Puerto Rico-based architect Segundo Cardona and artist Antonio Martorell will design the Battery Park City Hurricane Maria memorial to honor the Puerto Rican community, Gov. Andrew Cuomo announced Friday. The pair’s design is the result of a review and selection process by the Hurricane Maria Memorial Commission, which selected the winning submission. Over one hundred proposals were submitted in response to a call for entries that began last August.
As 6sqft previously reported, Cuomo announced plans for the project last September, on the one-year anniversary of Hurricane Maria’s landfall. He established the Hurricane Maria Memorial Commission to solicit designs for a memorial honoring the victims and to stand as an international symbol of the resilience of the Puerto Rican community. The commission is overseen by Reps. Nydia Velazquez and Jose Serrano, Assembly Member Marcos Crespo, Assembly Member Maritza Davila and New York Secretary of State Rossana Rosado.
The Esplanade and the Chambers Street Overlook in Battery Park City were chosen as potential sites, and applicants were invited to submit a design for one or both, or as many as two distinct ideas for each site. The memorial will be completed and on public view by the first quarter of 2021.

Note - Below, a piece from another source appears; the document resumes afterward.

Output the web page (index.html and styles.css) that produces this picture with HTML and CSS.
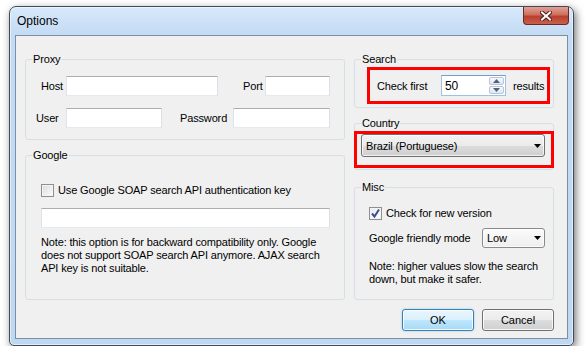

Cardona and Martorell’s design is comprised of an “ascending glass spiral,” which brings to mind both a hurricane and a shell, “a symbol of protection for living organisms against a hostile environment.” At the apex of the spiral is an upward rotating star–the star of the Puerto Rican flag. The poem “Farewell from Welfare Island” by one of Puerto Rico’s most beloved poets, Julia de Burgos, is painted on the memorial’s glass panels. The poem tells of the resiliency of the Puerto Rican people. The piece is an organic combination of art, architecture, and literature.
Segundo Cardona is a Puerto Rican architect and developer focused on “bringing the urban landscape, nature, architecture and art together to create accessible and impacting spaces.” Antonio Martorell is a longtime artist-in-residence at the University of Puerto Rico in Cayey and a member of the Academia Puertorriqueña de la Lengua Española who has had work exhibited around the world.
“We witnessed firsthand the terrible experience of Hurricane Maria and its aftermath,” Cardona and Martorell said in a joint statement. “It was an honor to collaborate on the creation of our proposal for the memorial. Our idea was that the memorial needed to be visually strong, accessible and sensitive to the site. We felt committed to work hard to bring together architecture, art and literature into one single powerful message that we hope will engage and invoke reflection on the fate of the many victims.”
The Hurricane Maria Memorial is part of Governor Cuomo’s broad response to a series of natural disasters in Puerto Rico. New York State has dedicated approximately $13 million to help displaced victims of Hurricane Maria who are living in New York. Governor Cuomo has also directed critical resources to communities in need following Hurricane Maria’s landfall in September 2017.